Listeners might not find snippets of a fresh-faced Buck 65 on the mic, but the disc's namesake isn't a complete red herring. When surveying ways to describe Terfry's place in the hip-hop canon, a word like "odd" only seems to fit.
"I've been a magnet, it seems, for unusual sorts of things," he says. "Maybe I've just been open to it or something, but it seems I have way more strange experiences than most people. Maybe it's because I've traveled so much while doing this and it's led to all sorts of craziness and pitfalls and ups and downs and traps that I've had to worm my way out of -- it's definitely given me lots to draw on for songs."
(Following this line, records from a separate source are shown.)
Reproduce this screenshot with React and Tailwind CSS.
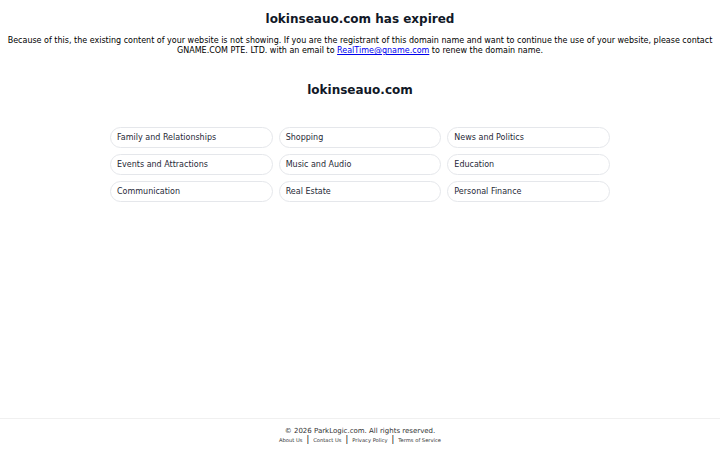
const topics = [
  "Family and Relationships",
  "Shopping",
  "News and Politics",
  "Events and Attractions",
  "Music and Audio",
  "Education",
  "Communication",
  "Real Estate",
  "Personal Finance",
];

const links = ["About Us", "Contact Us", "Privacy Policy", "Terms of Service"];

export default function App() {
  return (
    <div className="min-h-screen flex flex-col bg-white text-[#111827] font-['DejaVu_Sans',sans-serif]">
      <main className="flex-1 flex flex-col items-center px-[4px]">
        <h1 className="mt-[10px] text-[12px] font-bold leading-[18px]">lokinseauo.com has expired</h1>
        <p className="mt-[8px] text-center text-[8px] leading-[10px] text-black">
          Because of this, the existing content of your website is not showing. If you are the registrant of this domain name and want to continue the use of your website, please contact GNAME.COM PTE. LTD. with an email to{" "}
          <a href="#" className="text-[#0000ee] underline">RealTime@gname.com</a> to renew the domain name.
        </p>

        <h2 className="mt-[25px] text-[12px] font-bold leading-[18px]">lokinseauo.com</h2>

        <div className="mt-[28px] w-[500px] grid grid-cols-3 gap-x-[6px] gap-y-[6px]">
          {topics.map((t) => (
            <a
              key={t}
              href="#"
              className="h-[21px] flex items-center px-[6px] rounded-full border border-[#e5e7eb] text-[8px] text-[#1f2937]"
            >
              {t}
            </a>
          ))}
        </div>
      </main>

      <footer className="border-t border-[#f0f0f0] pt-[7px] pb-[6px] flex flex-col items-center">
        <p className="text-[7px] leading-[10px] text-[#333]">© 2026 ParkLogic.com. All rights reserved.</p>
        <div className="flex items-center text-[5.2px] leading-[8px] text-[#333]">
          {links.map((l, i) => (
            <span key={l} className="flex items-center">
              {i > 0 && <span className="mx-[4px] text-[8px] text-black">|</span>}
              <a href="#">{l}</a>
            </span>
          ))}
        </div>
      </footer>
    </div>
  );
}
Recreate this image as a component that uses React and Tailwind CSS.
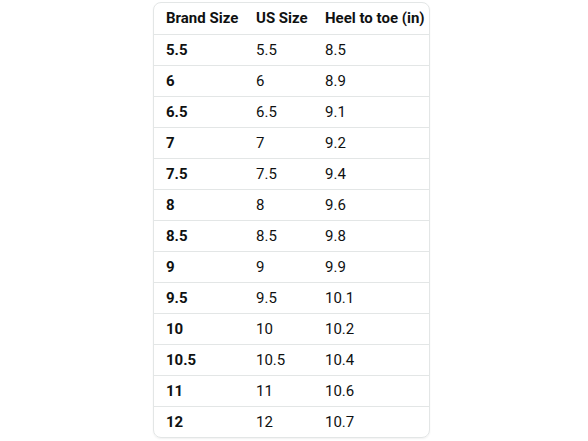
const rows = [
  ['5.5', '5.5', '8.5'],
  ['6', '6', '8.9'],
  ['6.5', '6.5', '9.1'],
  ['7', '7', '9.2'],
  ['7.5', '7.5', '9.4'],
  ['8', '8', '9.6'],
  ['8.5', '8.5', '9.8'],
  ['9', '9', '9.9'],
  ['9.5', '9.5', '10.1'],
  ['10', '10', '10.2'],
  ['10.5', '10.5', '10.4'],
  ['11', '11', '10.6'],
  ['12', '12', '10.7'],
];

export default function App() {
  return (
    <div className="w-[588px] h-[441px] bg-white pt-[2px] pl-[153px]" style={{ fontFamily: 'Roboto, "Noto Sans", sans-serif' }}>
      <div className="w-[277px] rounded-lg border border-[#e3e6e6] overflow-hidden shadow-[0_1px_2px_rgba(0,0,0,0.06)] text-[15px] text-[#0f1111]">
        <div className="flex h-[31px] items-center font-bold">
          <div className="w-[90px] pl-3">Brand Size</div>
          <div className="w-[69px] pl-3">US Size</div>
          <div className="flex-1 pl-3">Heel to toe (in)</div>
        </div>
        {rows.map((r) => (
          <div key={r[0]} className="flex h-[31px] items-center border-t border-[#e3e6e6]">
            <div className="w-[90px] pl-3 font-bold">{r[0]}</div>
            <div className="w-[69px] pl-3">{r[1]}</div>
            <div className="flex-1 pl-3">{r[2]}</div>
          </div>
        ))}
      </div>
    </div>
  );
}
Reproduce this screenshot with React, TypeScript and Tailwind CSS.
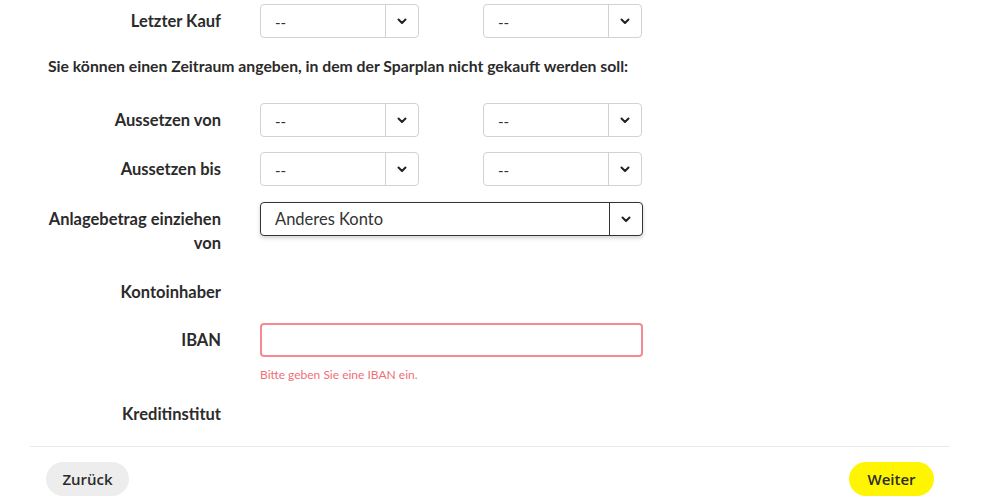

Terfry admits that perhaps the oddest thing about this particular album -- which features guest spots from the likes of Gord Downie, Hannah Georgas and Mister Heavenly's Nick Thorburn (Islands), and is largely composed of tunes plucked from a series of 2010 EPs -- is that it paints him as "terribly grown up."
"One of the big themes -- it's subtle but it pops up -- around the record is basically my marriage," he says.
"The song 'Paper Airplane' is about the early days of my relationship with my now-wife when she was living in Colorado and I was living in Toronto, and we were writing letters to each other for about a year -- we were both pretty low-tech people and didn't have cellphones. And then, the song 'Final Approach' is about the same period when we would have to travel a lot to see each other, and how good it felt to have someone waiting for you at the airport."
Inching towards 40, Terry accepts he's in a different place these days, a place that often feels, well, at odds with the current state of hip-hop.
"I don't think it's a revelation to anyone that it's always been in a super strong way a youth-driven genre," says the rapper. "It's always been like, 'Who's the next 18-year-old to wear the crown?' So I think it has a very strong message and a very strong audience among teenagers and people in there early 20s, so once you kind of get over the hurdle of your mid-30s, I think it's fair to say that there's less and less for you to really relate to in terms of your life.
"When I'm looking for some sort of experience out of culture that's meaningful to me, I feel like I either need to be able to relate to it somehow or, at least, for it to capture my imagination with the way its evolved over this period of my life -- I'm just not finding that in hip-hop the way I used to."